By 1900, Homer finally reached financial stability, as his paintings fetched good prices from museums and he began to receive rents from real estate properties. He also became free of the responsibilities of caring for his father who had died two years earlier. Homer continued producing excellent watercolors, mostly on trips to Canada and the Caribbean. Other late works include seascapes absent of human figures, mostly of waves crashing against rocks in varying light. In his last decade, he at times followed the advice he gave a student artist in 1907, “Leave rocks for your old age—they’re easy”.
Homer died in 1910 at the age of 74 in his Prout's Neck studio and was interred in the
Mount Auburn Cemetery in
Cambridge, Massachusetts. His painting,
Shooting the Rapids, Saguenay River, remains unfinished.
His Prout's Neck studio is now owned by the Portland Museum of Art.
Influence
Although Homer never taught in a school or privately, as did
Thomas Eakins, the other giant of nineteenth century American art, his works strongly influenced succeeding generations of American painters for their direct and energetic interpretation of man's stoic relationship to an often neutral and sometimes harsh wilderness .
Robert Henri called Homer's work an "integrity of nature". .

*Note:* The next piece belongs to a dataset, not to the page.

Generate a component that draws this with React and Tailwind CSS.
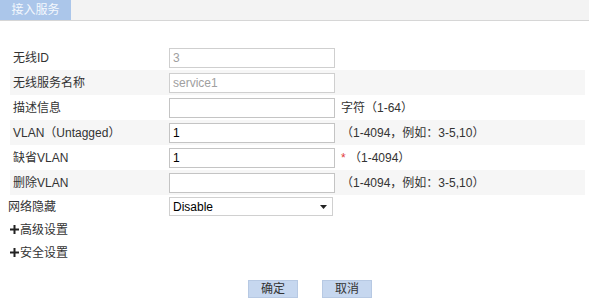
import React from "react";

const font = { fontFamily: '"Liberation Sans", "Noto Sans CJK SC", sans-serif' };

function Row({ label, gray, children }) {
  return (
    <div className={`flex h-[25px] items-center ${gray ? "bg-[#f6f6f6]" : ""}`}>
      <div className="w-[159px] pl-[3px] text-[12px] text-[#333]">{label}</div>
      {children}
    </div>
  );
}

function Input({ value = "", disabled }) {
  return (
    <div
      className={`flex h-[20px] w-[166px] items-center border bg-white pl-[3px] text-[12px] ${
        disabled ? "border-[#cfcfcf] text-[#a0a0a0]" : "border-[#c4c4c4] text-[#000]"
      }`}
    >
      {value}
    </div>
  );
}

function Hint({ children }) {
  return <div className="ml-[6px] text-[12px] text-[#333]">{children}</div>;
}

function Plus() {
  return (
    <svg width="9" height="9" viewBox="0 0 9 9" className="mr-[1px]">
      <rect x="0" y="3.5" width="9" height="2" fill="#222" />
      <rect x="3.5" y="0" width="2" height="9" fill="#222" />
    </svg>
  );
}

export default function App() {
  return (
    <div className="h-[300px] w-[589px] bg-white" style={font}>
      <div className="flex h-[21px] border-b border-[#d6d6d6] bg-[#f3f3f3]">
        <div className="flex h-[20px] w-[71px] items-center justify-center bg-[#abc6ea] text-[12px] text-[#f4f8fd]">
          接入服务
        </div>
      </div>
      <div className="ml-[10px] mr-[4px] mt-[24px]">
        <Row label="无线ID">
          <Input value="3" disabled />
        </Row>
        <Row label="无线服务名称" gray>
          <Input value="service1" disabled />
        </Row>
        <Row label="描述信息">
          <Input />
          <Hint>字符（1-64）</Hint>
        </Row>
        <Row label="VLAN（Untagged）" gray>
          <Input value="1" />
          <Hint>（1-4094，例如：3-5,10）</Hint>
        </Row>
        <Row label="缺省VLAN">
          <Input value="1" />
          <Hint>
            <span className="text-[#e23b3b]">*</span> （1-4094）
          </Hint>
        </Row>
        <Row label="删除VLAN" gray>
          <Input />
          <Hint>（1-4094，例如：3-5,10）</Hint>
        </Row>
      </div>
      <div className="ml-[8px] flex h-[23px] items-center">
        <div className="w-[161px] text-[12px] text-[#333]">网络隐藏</div>
        <div className="flex h-[19px] w-[164px] items-center justify-between border border-[#d0d0d0] bg-white pl-[3px] pr-[5px] text-[12px] text-black">
          <span>Disable</span>
          <svg width="7" height="4" viewBox="0 0 7 4">
            <path d="M0 0H7L3.5 4Z" fill="#222" />
          </svg>
        </div>
      </div>
      <div className="ml-[10px] flex h-[23px] items-center text-[12px] text-[#333]">
        <Plus />
        高级设置
      </div>
      <div className="ml-[10px] flex h-[23px] items-center text-[12px] text-[#333]">
        <Plus />
        安全设置
      </div>
      <div className="ml-[248px] mt-[16px] flex gap-[24px]">
        <div className="flex h-[18px] w-[50px] items-center justify-center border border-[#b7c9e3] bg-[#c6d7ef] text-[12px] text-[#333]">
          确定
        </div>
        <div className="flex h-[18px] w-[50px] items-center justify-center border border-[#b7c9e3] bg-[#c6d7ef] text-[12px] text-[#333]">
          取消
        </div>
      </div>
    </div>
  );
}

The great American illustrator and teacher
Howard Pyle revered Homer and encouraged his students to study him. Pyle’s prize student
N. C. Wyeth, and through him
Andrew Wyeth, and
Jamie Wyeth, shared the influence and appreciation. N. C. Wyeth’s respect for Homer was “intense and absolute”, and can be observed in his early work
Mowing. (1907). Andrew Wyeth’s watercolors and drybrush work also mirror the looseness, confidence, and clarity of Homer’s watercolors. Jamie Wyeth, even more than his father and grandfather, reached out and absorbed the influence of many great artists, with Homer and Eakins among them.